Government subsidies also make life harder for competitive modes of transportation, whether freight rail or public transit. Treating roads as private goods and making sure users pay the full costs would help level the playing field.
One interpretation of the current resistance to raising the gas tax is that Americans don’t value roads enough to pay their full cost. It appears that road users will make use of roads, especially new ones, only if their cost is subsidized by others.
The more one uses roads, the more valuable is the subsidy. The map on the right shows estimated average driving costs in the Milwaukee area. People living in areas colored green spend less than the average while those in red spend more. Thus the heavy government subsidy of roads represents a cross-subsidy from people in green areas to those living in red areas. Perhaps this helps explain why Milwaukee’s suburbs are dominated by socialists when it comes to highways.
Generally new highways are bad for cities. One academic study estimated that one new highway passing through a central city reduces its population by about 18 percent.
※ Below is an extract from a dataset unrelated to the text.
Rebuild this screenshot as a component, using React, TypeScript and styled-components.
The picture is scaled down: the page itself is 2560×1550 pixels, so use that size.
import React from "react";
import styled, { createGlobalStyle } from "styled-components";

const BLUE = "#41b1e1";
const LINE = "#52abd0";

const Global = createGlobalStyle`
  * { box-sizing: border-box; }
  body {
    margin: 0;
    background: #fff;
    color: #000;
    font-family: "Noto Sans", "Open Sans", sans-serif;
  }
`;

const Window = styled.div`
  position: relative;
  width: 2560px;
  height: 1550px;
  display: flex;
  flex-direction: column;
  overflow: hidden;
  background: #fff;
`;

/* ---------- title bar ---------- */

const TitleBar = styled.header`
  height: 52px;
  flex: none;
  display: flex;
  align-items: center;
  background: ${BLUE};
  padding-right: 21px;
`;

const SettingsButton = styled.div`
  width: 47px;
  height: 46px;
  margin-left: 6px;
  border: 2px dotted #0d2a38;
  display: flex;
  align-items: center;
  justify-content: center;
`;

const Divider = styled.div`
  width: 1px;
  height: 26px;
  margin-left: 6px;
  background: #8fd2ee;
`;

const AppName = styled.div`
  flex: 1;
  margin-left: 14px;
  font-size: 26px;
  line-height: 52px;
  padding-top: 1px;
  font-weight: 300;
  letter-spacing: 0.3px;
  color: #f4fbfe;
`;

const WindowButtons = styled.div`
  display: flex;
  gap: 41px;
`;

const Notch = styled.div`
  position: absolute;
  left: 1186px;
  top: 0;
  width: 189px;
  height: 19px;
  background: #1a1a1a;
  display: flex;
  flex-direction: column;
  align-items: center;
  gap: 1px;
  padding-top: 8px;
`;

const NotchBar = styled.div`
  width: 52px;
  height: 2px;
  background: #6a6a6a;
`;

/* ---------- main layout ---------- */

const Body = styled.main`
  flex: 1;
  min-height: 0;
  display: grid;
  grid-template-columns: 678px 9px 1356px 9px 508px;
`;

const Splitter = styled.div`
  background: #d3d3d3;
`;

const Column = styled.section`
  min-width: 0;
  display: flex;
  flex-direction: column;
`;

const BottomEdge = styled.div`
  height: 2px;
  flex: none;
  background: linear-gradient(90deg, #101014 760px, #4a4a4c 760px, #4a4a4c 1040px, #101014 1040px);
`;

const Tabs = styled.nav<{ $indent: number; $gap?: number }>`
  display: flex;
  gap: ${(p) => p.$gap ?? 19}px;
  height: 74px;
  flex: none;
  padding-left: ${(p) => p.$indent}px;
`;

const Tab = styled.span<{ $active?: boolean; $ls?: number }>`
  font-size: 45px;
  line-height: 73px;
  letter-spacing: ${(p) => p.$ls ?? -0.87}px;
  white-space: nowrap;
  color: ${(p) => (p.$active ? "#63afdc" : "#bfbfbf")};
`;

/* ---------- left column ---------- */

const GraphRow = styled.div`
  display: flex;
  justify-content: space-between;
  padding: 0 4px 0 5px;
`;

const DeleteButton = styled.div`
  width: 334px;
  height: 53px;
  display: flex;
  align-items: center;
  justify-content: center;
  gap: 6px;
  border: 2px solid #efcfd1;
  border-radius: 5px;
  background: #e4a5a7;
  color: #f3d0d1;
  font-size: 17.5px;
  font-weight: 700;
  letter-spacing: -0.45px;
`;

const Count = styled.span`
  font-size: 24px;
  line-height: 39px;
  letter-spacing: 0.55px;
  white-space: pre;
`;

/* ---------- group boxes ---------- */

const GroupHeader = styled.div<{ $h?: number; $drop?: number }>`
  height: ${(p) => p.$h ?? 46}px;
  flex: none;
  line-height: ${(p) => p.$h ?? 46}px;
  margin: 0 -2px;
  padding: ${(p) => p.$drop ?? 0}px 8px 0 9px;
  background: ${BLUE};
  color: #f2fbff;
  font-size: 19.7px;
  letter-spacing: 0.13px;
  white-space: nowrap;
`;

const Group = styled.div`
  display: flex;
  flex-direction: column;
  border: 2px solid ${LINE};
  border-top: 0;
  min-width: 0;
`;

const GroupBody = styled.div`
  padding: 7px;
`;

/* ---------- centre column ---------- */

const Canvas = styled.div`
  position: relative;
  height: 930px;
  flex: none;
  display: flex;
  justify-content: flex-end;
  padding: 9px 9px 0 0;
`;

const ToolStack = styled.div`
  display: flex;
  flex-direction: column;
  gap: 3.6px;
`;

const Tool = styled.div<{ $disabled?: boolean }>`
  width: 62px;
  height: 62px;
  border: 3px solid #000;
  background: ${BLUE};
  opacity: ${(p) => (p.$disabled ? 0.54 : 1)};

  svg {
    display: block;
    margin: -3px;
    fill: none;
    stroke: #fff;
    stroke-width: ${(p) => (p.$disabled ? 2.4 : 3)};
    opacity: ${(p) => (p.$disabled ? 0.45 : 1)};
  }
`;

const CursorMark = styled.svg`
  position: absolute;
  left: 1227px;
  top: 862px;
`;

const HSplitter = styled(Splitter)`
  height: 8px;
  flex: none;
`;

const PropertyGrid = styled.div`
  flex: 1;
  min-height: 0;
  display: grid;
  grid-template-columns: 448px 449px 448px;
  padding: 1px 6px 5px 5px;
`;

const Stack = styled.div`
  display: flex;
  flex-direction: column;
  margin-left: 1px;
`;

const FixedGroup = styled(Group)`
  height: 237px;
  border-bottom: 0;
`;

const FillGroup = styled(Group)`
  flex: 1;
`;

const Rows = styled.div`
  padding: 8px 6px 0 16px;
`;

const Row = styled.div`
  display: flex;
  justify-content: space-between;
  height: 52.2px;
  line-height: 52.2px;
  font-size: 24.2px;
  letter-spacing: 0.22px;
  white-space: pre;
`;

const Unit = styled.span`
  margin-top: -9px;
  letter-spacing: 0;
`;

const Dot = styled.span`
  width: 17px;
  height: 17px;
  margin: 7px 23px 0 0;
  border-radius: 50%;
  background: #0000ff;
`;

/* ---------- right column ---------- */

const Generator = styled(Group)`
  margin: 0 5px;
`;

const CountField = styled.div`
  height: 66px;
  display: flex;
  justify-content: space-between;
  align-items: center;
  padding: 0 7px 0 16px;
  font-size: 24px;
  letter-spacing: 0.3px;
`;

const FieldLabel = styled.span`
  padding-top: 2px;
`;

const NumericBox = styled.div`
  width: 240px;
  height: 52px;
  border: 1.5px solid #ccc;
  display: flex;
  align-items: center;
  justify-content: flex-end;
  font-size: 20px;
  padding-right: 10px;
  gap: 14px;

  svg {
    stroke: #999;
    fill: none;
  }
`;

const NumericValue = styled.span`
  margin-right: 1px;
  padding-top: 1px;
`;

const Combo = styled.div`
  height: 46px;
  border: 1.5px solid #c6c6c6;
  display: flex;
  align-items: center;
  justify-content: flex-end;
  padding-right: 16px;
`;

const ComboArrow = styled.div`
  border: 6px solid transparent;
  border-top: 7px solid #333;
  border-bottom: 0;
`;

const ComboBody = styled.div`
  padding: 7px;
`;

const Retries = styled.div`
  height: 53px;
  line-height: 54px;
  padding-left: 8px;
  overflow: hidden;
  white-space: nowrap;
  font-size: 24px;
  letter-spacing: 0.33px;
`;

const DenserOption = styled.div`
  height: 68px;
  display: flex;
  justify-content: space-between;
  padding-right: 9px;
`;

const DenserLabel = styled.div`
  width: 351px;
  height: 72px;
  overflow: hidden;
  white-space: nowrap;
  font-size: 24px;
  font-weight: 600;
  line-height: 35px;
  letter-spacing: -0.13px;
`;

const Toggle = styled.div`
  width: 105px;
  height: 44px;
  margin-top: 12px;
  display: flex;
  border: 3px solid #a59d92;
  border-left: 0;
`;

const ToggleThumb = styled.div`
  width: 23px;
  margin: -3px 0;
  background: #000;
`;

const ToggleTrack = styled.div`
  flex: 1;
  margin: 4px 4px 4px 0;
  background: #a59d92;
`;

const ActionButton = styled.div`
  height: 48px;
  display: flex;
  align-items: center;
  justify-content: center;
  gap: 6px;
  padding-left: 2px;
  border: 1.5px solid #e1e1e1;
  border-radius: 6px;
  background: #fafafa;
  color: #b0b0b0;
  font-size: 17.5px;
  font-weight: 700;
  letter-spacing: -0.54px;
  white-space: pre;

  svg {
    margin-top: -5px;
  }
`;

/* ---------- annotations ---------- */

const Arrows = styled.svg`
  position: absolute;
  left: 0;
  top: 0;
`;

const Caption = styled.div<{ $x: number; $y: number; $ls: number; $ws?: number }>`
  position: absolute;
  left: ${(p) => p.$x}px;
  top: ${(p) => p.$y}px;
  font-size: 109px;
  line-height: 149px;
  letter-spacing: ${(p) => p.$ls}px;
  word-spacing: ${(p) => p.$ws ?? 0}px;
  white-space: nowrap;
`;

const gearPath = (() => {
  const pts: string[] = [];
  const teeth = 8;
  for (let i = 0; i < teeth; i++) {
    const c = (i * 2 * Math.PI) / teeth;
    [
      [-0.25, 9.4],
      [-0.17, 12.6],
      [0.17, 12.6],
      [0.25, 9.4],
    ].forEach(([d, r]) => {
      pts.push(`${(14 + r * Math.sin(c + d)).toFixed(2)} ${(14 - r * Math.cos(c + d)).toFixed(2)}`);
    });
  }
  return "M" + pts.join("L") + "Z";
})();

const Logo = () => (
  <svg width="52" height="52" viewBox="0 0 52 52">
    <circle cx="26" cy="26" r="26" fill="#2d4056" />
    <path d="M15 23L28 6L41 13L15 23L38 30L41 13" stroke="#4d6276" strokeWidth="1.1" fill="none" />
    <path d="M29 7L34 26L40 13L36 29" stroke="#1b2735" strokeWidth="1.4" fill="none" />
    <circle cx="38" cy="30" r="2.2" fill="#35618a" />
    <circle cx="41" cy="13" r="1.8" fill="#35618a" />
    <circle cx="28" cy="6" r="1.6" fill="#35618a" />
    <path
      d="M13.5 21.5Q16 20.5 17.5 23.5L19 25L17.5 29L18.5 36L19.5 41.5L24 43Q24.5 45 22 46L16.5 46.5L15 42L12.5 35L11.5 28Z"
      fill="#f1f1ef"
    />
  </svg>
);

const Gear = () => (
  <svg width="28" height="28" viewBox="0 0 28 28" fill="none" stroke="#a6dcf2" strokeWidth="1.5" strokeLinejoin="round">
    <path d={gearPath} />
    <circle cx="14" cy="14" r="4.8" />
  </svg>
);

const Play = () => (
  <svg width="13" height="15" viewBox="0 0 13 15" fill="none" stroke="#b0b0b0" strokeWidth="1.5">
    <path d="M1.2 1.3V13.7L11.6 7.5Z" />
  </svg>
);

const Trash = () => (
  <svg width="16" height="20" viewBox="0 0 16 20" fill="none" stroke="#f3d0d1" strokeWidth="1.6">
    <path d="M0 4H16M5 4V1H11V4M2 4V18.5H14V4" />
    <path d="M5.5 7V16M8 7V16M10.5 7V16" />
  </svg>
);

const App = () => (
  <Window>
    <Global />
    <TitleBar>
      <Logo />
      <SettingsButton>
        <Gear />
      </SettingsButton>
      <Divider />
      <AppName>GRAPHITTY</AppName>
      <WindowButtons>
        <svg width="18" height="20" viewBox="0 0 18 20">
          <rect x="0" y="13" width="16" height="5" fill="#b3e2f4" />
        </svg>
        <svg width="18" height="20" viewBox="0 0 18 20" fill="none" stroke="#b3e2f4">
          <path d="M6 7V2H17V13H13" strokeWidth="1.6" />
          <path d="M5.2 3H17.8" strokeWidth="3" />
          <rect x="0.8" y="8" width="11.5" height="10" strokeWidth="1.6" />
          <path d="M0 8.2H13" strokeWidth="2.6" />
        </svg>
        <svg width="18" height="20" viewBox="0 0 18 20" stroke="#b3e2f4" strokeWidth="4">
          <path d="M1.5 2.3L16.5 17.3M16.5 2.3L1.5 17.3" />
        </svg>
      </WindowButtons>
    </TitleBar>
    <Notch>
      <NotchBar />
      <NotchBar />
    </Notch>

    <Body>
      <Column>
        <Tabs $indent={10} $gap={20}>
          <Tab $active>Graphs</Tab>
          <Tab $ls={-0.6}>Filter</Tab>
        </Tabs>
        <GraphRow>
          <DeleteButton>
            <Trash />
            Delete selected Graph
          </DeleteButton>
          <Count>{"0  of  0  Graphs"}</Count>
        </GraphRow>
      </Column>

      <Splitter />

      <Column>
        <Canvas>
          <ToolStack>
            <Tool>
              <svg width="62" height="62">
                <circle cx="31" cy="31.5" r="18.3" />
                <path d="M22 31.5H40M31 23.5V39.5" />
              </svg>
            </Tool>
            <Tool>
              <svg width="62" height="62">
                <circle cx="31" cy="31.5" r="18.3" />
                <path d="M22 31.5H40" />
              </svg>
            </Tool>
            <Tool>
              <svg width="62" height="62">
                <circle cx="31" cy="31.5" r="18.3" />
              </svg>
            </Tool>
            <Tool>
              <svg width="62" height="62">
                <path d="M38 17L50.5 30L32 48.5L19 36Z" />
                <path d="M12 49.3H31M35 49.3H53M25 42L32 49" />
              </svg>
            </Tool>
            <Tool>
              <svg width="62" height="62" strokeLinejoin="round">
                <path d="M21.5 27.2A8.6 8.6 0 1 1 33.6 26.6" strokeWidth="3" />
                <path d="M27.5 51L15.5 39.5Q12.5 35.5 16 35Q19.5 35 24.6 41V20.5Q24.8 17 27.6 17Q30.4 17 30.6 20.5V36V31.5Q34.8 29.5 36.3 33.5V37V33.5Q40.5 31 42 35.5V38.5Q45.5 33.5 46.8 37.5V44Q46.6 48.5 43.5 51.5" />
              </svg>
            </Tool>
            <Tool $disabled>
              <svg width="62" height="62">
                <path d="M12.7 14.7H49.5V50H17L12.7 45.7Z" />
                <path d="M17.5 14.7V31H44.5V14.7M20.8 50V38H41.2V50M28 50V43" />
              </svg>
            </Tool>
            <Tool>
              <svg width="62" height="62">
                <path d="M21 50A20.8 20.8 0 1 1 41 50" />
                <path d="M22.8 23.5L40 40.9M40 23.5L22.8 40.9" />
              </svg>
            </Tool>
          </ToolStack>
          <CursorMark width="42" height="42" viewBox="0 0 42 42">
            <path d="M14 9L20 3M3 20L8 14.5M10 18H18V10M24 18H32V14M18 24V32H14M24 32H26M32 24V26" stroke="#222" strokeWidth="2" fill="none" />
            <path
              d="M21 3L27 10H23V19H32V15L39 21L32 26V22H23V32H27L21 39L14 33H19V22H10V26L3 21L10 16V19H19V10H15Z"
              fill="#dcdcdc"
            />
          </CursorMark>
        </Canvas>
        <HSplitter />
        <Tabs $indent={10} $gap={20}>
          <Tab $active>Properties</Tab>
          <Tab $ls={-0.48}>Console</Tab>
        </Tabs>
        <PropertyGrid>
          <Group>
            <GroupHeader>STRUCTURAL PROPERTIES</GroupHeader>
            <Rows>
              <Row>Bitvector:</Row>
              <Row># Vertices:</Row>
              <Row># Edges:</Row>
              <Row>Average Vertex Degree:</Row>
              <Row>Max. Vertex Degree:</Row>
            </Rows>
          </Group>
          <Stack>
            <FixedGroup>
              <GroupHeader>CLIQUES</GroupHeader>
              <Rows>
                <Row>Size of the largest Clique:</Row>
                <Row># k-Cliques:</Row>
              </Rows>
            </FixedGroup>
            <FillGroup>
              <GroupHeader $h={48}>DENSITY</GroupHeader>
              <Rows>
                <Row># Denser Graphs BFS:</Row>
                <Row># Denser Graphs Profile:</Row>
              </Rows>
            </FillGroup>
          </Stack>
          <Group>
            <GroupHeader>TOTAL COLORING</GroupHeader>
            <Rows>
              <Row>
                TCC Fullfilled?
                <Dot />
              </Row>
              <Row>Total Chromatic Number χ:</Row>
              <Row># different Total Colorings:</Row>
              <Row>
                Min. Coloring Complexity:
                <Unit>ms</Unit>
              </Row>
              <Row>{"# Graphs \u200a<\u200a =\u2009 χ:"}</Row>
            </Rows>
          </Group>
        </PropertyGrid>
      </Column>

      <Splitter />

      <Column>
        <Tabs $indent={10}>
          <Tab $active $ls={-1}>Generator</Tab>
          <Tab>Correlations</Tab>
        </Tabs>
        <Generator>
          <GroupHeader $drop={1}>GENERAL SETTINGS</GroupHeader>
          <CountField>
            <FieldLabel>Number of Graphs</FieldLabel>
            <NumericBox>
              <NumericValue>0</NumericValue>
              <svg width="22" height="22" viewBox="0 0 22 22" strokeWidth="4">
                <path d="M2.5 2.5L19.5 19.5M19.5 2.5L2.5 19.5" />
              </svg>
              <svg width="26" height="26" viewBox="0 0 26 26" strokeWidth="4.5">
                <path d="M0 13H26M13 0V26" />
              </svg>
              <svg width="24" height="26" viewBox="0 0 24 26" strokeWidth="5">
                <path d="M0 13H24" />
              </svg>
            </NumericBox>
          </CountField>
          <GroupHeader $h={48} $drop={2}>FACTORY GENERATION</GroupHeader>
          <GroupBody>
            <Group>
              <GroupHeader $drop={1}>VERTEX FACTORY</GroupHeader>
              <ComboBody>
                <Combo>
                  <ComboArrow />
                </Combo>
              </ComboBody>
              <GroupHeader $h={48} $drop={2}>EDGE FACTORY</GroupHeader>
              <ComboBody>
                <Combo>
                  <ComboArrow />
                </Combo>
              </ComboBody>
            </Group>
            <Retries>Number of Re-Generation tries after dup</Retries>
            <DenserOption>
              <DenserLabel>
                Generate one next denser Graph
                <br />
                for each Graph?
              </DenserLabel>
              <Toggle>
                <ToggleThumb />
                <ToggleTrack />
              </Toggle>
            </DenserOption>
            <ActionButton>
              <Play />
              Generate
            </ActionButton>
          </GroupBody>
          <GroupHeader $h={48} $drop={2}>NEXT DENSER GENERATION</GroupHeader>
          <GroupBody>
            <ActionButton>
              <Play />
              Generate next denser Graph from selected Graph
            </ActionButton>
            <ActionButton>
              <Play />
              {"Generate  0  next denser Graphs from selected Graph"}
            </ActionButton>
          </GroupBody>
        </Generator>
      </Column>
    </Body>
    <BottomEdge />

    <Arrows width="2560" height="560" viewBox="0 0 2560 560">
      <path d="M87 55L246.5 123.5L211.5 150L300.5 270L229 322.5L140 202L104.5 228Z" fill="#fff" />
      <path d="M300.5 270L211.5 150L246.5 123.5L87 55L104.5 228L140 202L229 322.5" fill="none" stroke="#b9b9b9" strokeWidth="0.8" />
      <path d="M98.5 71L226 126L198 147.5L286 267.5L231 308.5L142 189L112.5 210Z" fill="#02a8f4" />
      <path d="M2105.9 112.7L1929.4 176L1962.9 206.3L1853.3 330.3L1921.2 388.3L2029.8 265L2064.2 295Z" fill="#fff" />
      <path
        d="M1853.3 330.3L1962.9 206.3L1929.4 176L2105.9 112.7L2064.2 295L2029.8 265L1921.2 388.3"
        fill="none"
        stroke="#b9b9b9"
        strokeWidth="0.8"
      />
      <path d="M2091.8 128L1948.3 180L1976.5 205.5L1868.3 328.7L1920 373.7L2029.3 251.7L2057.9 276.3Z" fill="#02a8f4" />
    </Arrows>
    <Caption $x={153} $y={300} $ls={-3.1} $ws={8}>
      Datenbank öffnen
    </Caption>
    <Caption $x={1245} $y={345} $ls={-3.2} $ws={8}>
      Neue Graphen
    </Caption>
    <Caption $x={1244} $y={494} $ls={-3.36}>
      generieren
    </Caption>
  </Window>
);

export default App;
Conversely, the same study estimated that central city population would have grown by about 8 percent had the interstate highway system not been built.
The current resistance to paying even the heavily discounted cost of new roads presents an opportunity to reexamine the assumptions underlying the present transportation economic model, particularly the assumptions by some liberals that all infrastructure is a good thing. It depends on what kind of infrastructure. A place to start is to look at applying a market model to highway transportation. Markets can be a very powerful tool to make sure the costs of an activity are in line with its benefits.